Gary Gibson and Kevin McCue arrived in Moro late on Monday 23 April to check the aftershock monitoring equipment and download data from the recorders. It was deemed important to secure any data recorded following the large magnitude 6.3 earthquake on 7 April, shortly after they left PNG at the end of the installation field trip. On Friday morning they met with Oil Search Chief Geoscientist Dr Shane Schofield in Port Moresby to discuss the future of monitoring in the Southern Highlands and then the three visited the Port Moresby Geophysical Observatory where Chris McKee and Mathew Moihoi showed them around the observatory over a light lunch. These meetings were very productive. Kevin flew out at 3pm whilst Gary stayed on to analyse some of the data before leaving on Sunday 29 April.
The Australian Earthquake Engineering Society funded Kevin and Gary’s airfares to and from PNG whilst Oil Search again provided the essential logistical support in PNG including flights between Port Moresby and Moro, helicopter access to accelerograph sites and food and accommodation.

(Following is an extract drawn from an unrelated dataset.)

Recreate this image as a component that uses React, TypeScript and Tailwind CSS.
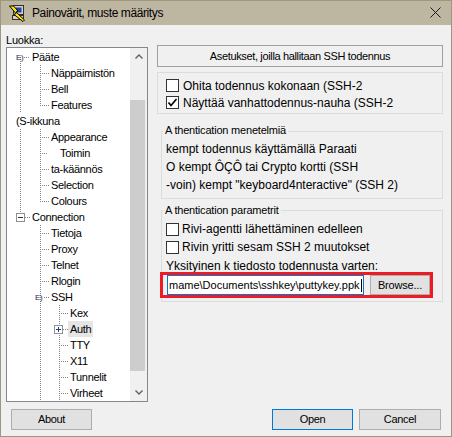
import React from 'react';

type LineMode = 'full' | 'top' | 'bottom';
type Row = {
  label: string;
  x: number;
  lines: [number, LineMode][];
  h?: [number, number];
  glyph?: { type: 'E' | 'minus' | 'plus'; x: number };
  selected?: boolean;
};

const L0L1: [number, LineMode][] = [[20, 'full'], [40, 'full']];
const L1L2: [number, LineMode][] = [[40, 'full'], [59, 'full']];

const rows: Row[] = [
  { label: 'Pääte', x: 32, lines: [[20, 'bottom']], h: [24, 30], glyph: { type: 'E', x: 16 } },
  { label: 'Näppäimistön', x: 51, lines: L0L1, h: [40, 49] },
  { label: 'Bell', x: 51, lines: L0L1, h: [40, 49] },
  { label: 'Features', x: 51, lines: [[20, 'full'], [40, 'top']], h: [40, 49] },
  { label: '(S-ikkuna', x: 16, lines: [] },
  { label: 'Appearance', x: 51, lines: L0L1, h: [40, 49] },
  { label: 'Toimin', x: 60, lines: L0L1, h: [40, 47] },
  { label: 'ta-käännös', x: 51, lines: L0L1, h: [40, 49] },
  { label: 'Selection', x: 51, lines: L0L1, h: [40, 49] },
  { label: 'Colours', x: 51, lines: [[20, 'full'], [40, 'top']], h: [40, 49] },
  { label: 'Connection', x: 32, lines: [[20, 'top']], h: [25, 30], glyph: { type: 'minus', x: 16 } },
  { label: 'Tietoja', x: 51, lines: [[40, 'full']], h: [40, 49] },
  { label: 'Proxy', x: 51, lines: [[40, 'full']], h: [40, 49] },
  { label: 'Telnet', x: 51, lines: [[40, 'full']], h: [40, 49] },
  { label: 'Rlogin', x: 51, lines: [[40, 'full']], h: [40, 49] },
  { label: 'SSH', x: 51, lines: [[40, 'full']], h: [44, 49], glyph: { type: 'E', x: 35 } },
  { label: 'Kex', x: 70, lines: L1L2, h: [59, 68] },
  { label: 'Auth', x: 70, lines: L1L2, h: [63, 68], glyph: { type: 'plus', x: 54 }, selected: true },
  { label: 'TTY', x: 70, lines: L1L2, h: [59, 68] },
  { label: 'X11', x: 70, lines: L1L2, h: [59, 68] },
  { label: 'Tunnelit', x: 70, lines: L1L2, h: [59, 68] },
  { label: 'Virheet', x: 70, lines: L1L2, h: [59, 68] },
];

function TreeRow({ row }: { row: Row }) {
  const w = row.x - 9;
  const L = (x: number) => x - 7 + 0.5;
  const dot = '#858585';
  return (
    <div className="flex h-[16px] items-center">
      <svg width={w} height={16} className="shrink-0" shapeRendering="crispEdges">
        {row.lines.map(([x, m], i) => {
          const y1 = m === 'bottom' ? 8 : 0;
          const y2 = m === 'top' ? 9 : 16;
          return <line key={i} x1={L(x)} x2={L(x)} y1={y1} y2={y2} stroke={dot} strokeDasharray="1 1" />;
        })}
        {row.h && (
          <line x1={row.h[0] - 7} x2={row.h[1] - 7 + 1} y1={8.5} y2={8.5} stroke={dot} strokeDasharray="1 1" />
        )}
        {row.glyph && row.glyph.type === 'E' && (
          <text
            x={row.glyph.x - 7}
            y={11}
            fontSize={8}
            fontFamily="Liberation Sans, Arial, sans-serif"
            fill="#1e2a50"
          >
            E)
          </text>
        )}
        {row.glyph && row.glyph.type === 'minus' && (
          <g>
            <rect x={row.glyph.x - 7 + 0.5} y={4.5} width={8} height={8} fill="#ffffff" stroke="#919191" />
            <line x1={row.glyph.x - 7 + 2} x2={row.glyph.x - 7 + 7} y1={8.5} y2={8.5} stroke="#333333" />
          </g>
        )}
        {row.glyph && row.glyph.type === 'plus' && (
          <g>
            <rect x={row.glyph.x - 7 + 0.5} y={4.5} width={8} height={8} fill="#ffffff" stroke="#919191" />
            <line x1={row.glyph.x - 7 + 2} x2={row.glyph.x - 7 + 7} y1={8.5} y2={8.5} stroke="#1e3c8c" />
            <line x1={row.glyph.x - 7 + 4.5} x2={row.glyph.x - 7 + 4.5} y1={6} y2={11} stroke="#1e3c8c" />
          </g>
        )}
      </svg>
      <span
        className={`px-[2px] leading-[16px] whitespace-nowrap ${row.selected ? 'bg-[#e5e5e5]' : ''}`}
      >
        {row.label}
      </span>
    </div>
  );
}

function Checkbox({ checked }: { checked?: boolean }) {
  return (
    <div className="w-[13px] h-[13px] shrink-0 border border-[#333333] bg-white flex items-center justify-center">
      {checked && (
        <svg width="11" height="11" viewBox="0 0 11 11">
          <polyline points="1.5,5.5 4,8.5 9.5,2" fill="none" stroke="#000000" strokeWidth="1.7" />
        </svg>
      )}
    </div>
  );
}

function Chevron({ up }: { up?: boolean }) {
  return (
    <svg width="8" height="5" viewBox="0 0 8 5">
      <polyline
        points={up ? '0.5,4.5 4,1 7.5,4.5' : '0.5,0.5 4,4 7.5,0.5'}
        fill="none"
        stroke="#606060"
        strokeWidth="1.4"
      />
    </svg>
  );
}

export default function App() {
  return (
    <div className="w-[452px] h-[437px] border border-[#9d9781] bg-[#f0f0f0] flex flex-col overflow-hidden text-black font-['Liberation_Sans',Arial,sans-serif]">
      {/* Title bar */}
      <div className="h-[24px] shrink-0 bg-[#bdb6a1] flex items-center">
        <svg width="18" height="18" viewBox="0 0 18 18" className="ml-[7px] shrink-0">
          <rect x="5.5" y="1.5" width="10" height="9" fill="#d4d0c8" stroke="#303030" />
          <rect x="7.5" y="3.5" width="6" height="5" fill="#2a3fa8" />
          <rect x="4.5" y="11.5" width="11" height="4" fill="#d4d0c8" stroke="#303030" />
          <polygon points="1.5,2 5.5,2 10,7 8,8 16.5,16 15,17.5 6,10.5 8,9.5" fill="#ffe600" stroke="#000000" strokeWidth="1" />
        </svg>
        <span className="ml-[6px] text-[12px] leading-[24px] tracking-[-0.4px] whitespace-nowrap">
          Painovärit, muste määritys
        </span>
        <div className="flex-1" />
        <svg width="11" height="11" viewBox="0 0 11 11" className="mr-[10px] mb-[2px] shrink-0">
          <line x1="0.5" y1="0.5" x2="10.5" y2="10.5" stroke="#1a1a1a" strokeWidth="1" />
          <line x1="10.5" y1="0.5" x2="0.5" y2="10.5" stroke="#1a1a1a" strokeWidth="1" />
        </svg>
      </div>

      {/* Body */}
      <div className="flex-1 flex flex-col">
        <div className="flex">
          {/* Left column */}
          <div className="ml-[5px] w-[142px] pt-[8px] flex flex-col">
            <div className="text-[11px] leading-[14px] tracking-[-0.2px]">Luokka:</div>
            <div className="h-[355px] border border-[#828790] bg-white flex">
              <div className="flex-1 overflow-hidden pt-[1px] text-[11px] tracking-[-0.3px]">
                {rows.map((r, i) => (
                  <TreeRow key={i} row={r} />
                ))}
              </div>
              <div className="w-[17px] shrink-0 flex flex-col bg-[#f0f0f0]">
                <div className="h-[17px] flex items-center justify-center">
                  <Chevron up />
                </div>
                <div className="flex-1 flex flex-col">
                  <div className="h-[35px]" />
                  <div className="w-[15px] h-[271px] bg-[#cdcdcd]" />
                </div>
                <div className="h-[17px] flex items-center justify-center">
                  <Chevron />
                </div>
              </div>
            </div>
          </div>

          {/* Right column */}
          <div className="ml-[9px] w-[286px] pt-[20px] flex flex-col">
            <div className="h-[22px] border border-[#a0a0a0] flex items-center justify-center text-[11px] tracking-[-0.35px] whitespace-nowrap">
              Asetukset, joilla hallitaan SSH todennus
            </div>

            <div className="mt-[5px] border border-[#dcdcdc] pt-[4px] pb-[2px] pl-[8px] flex flex-col">
              <div className="h-[17px] flex items-center">
                <Checkbox />
                <span className="ml-[4px] text-[12px] whitespace-nowrap">Ohita todennus kokonaan (SSH-2</span>
              </div>
              <div className="h-[17px] flex items-center">
                <Checkbox checked />
                <span className="ml-[4px] text-[12px] whitespace-nowrap">Näyttää vanhattodennus-nauha (SSH-2</span>
              </div>
            </div>

            <div className="mt-[17px] ml-[4px] border border-[#dcdcdc] pb-[4px] flex flex-col">
              <div className="-mt-[9px] ml-[1px] px-[2px] self-start bg-[#f0f0f0] text-[11px] leading-[14px] tracking-[-0.2px] whitespace-nowrap">
                A thentication menetelmiä
              </div>
              <div className="mt-[3px] pl-[4px] text-[12px] leading-[18px] whitespace-nowrap">
                <div>kempt todennus käyttämällä Paraati</div>
                <div>O kempt ÔÇÔ tai Crypto kortti (SSH</div>
                <div>-voin) kempt "keyboard4nteractive" (SSH 2)</div>
              </div>
            </div>

            <div className="mt-[11px] ml-[4px] border border-[#dcdcdc] pb-[3px] flex flex-col">
              <div className="-mt-[8px] ml-[1px] px-[2px] self-start bg-[#f0f0f0] text-[11px] leading-[14px] tracking-[-0.2px] whitespace-nowrap">
                A thentication parametrit
              </div>
              <div className="mt-[3px] pl-[4px] h-[18px] flex items-center">
                <Checkbox />
                <span className="ml-[3px] text-[12px] whitespace-nowrap">Rivi-agentti lähettäminen edelleen</span>
              </div>
              <div className="pl-[4px] h-[18px] flex items-center">
                <Checkbox />
                <span className="ml-[3px] text-[12px] whitespace-nowrap">Rivin yritti sesam SSH 2 muutokset</span>
              </div>
              <div className="mt-[3px] pl-[4px] h-[13px] overflow-hidden text-[12px] leading-[14px] whitespace-nowrap">
                Yksityinen k tiedosto todennusta varten:
              </div>
              <div className="-ml-[2px] w-[273px] h-[26px] border-[3px] border-[#ed1c24] flex items-center pl-[4px]">
                <div className="w-[197px] h-[20px] shrink-0 border border-[#0078d7] bg-white flex items-center pl-[1px] overflow-hidden whitespace-nowrap text-[11px]">
                  <span>mame\Documents\sshkey\puttykey.ppk</span>
                  <span className="ml-[1px] w-px h-[13px] bg-black shrink-0" />
                </div>
                <div className="ml-[6px] w-[60px] h-[20px] shrink-0 border border-[#adadad] bg-[#e1e1e1] flex items-center justify-center text-[11px] tracking-[-0.2px]">
                  Browse...
                </div>
              </div>
            </div>
          </div>
        </div>

        {/* Footer */}
        <div className="mt-[7px] h-[21px] flex pl-[10px] pr-[10px]">
          <div className="w-[81px] h-[21px] border border-[#adadad] bg-[#e1e1e1] flex items-center justify-center text-[11px] tracking-[-0.3px]">
            About
          </div>
          <div className="flex-1" />
          <div className="w-[81px] h-[21px] border border-[#0078d7] bg-[#e1e1e1] flex items-center justify-center text-[11px] tracking-[-0.3px]">
            Open
          </div>
          <div className="ml-[6px] w-[82px] h-[21px] border border-[#adadad] bg-[#e1e1e1] flex items-center justify-center text-[11px] tracking-[-0.3px]">
            Cancel
          </div>
        </div>
      </div>
    </div>
  );
}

The equipment at all 6 sites was still intact and operational so we exchanged the data storage cards, delaying a look at the waveforms. The battery voltage at every site was less than 12 volts – the battery performance not up to expectations. Arrangements were hastily put in place to exchange flat batteries with recharged batteries that would last another 6 to 8 weeks until the removal of the temporary aftershock network. This necessitated more helicopter time.
Bad weather meant only the accelerograph at Suabi village got done so Gary instructed Yapi Akore, a self proclaimed bush mechanic, in the black art of changing batteries without damaging the sensitive recording equipment.
At camp meal times we met up with Mark Herriot from WGA Adelaide, and Dick Beetham from Coffey NZ who generously shared his office and we discussed the impact of the earthquake and aftershocks.
A quick preview of the data revealed that a unique set of PNG earthquake strong motion records has been recovered from the network for the M6.3 event and hundreds of smaller aftershocks. A print of the record at the nearest station Tari is shown, the horizontal pga exceeding 0.63g, the vertical 0.4g, at a distance of 35 km from the focus. The strongest shaking, with a duration of a good 12 seconds, is in the surface waves that follow the P and S waves marked by the vertical thin black lines. The difference in the frequency content of the vertical and horizontal components is remarkable, the long period horizontal ground motion probably Love waves generated in near-surface crustal layers. They are virtually absent on the vertical component.
This data will be invaluable for investigating the source of the February mainshock, the depth of aftershocks and also in the forthcoming rewrite of the earthquake section of the PNG Building Code.
The villagers at Bosavi and Suabi looked after our recorders, and expressed appreciation for our work despite suffering greatly from the earthquakes and landslides which have destroyed life in the rivers and damaged homes and gardens. OSL’s Peter Ringo and Yapi Okore assisted us in the field in many ways. We discussed crustal structure with Pedro Restrepo in the OSL Sydney Office so we have a starting model for the aftershock locations.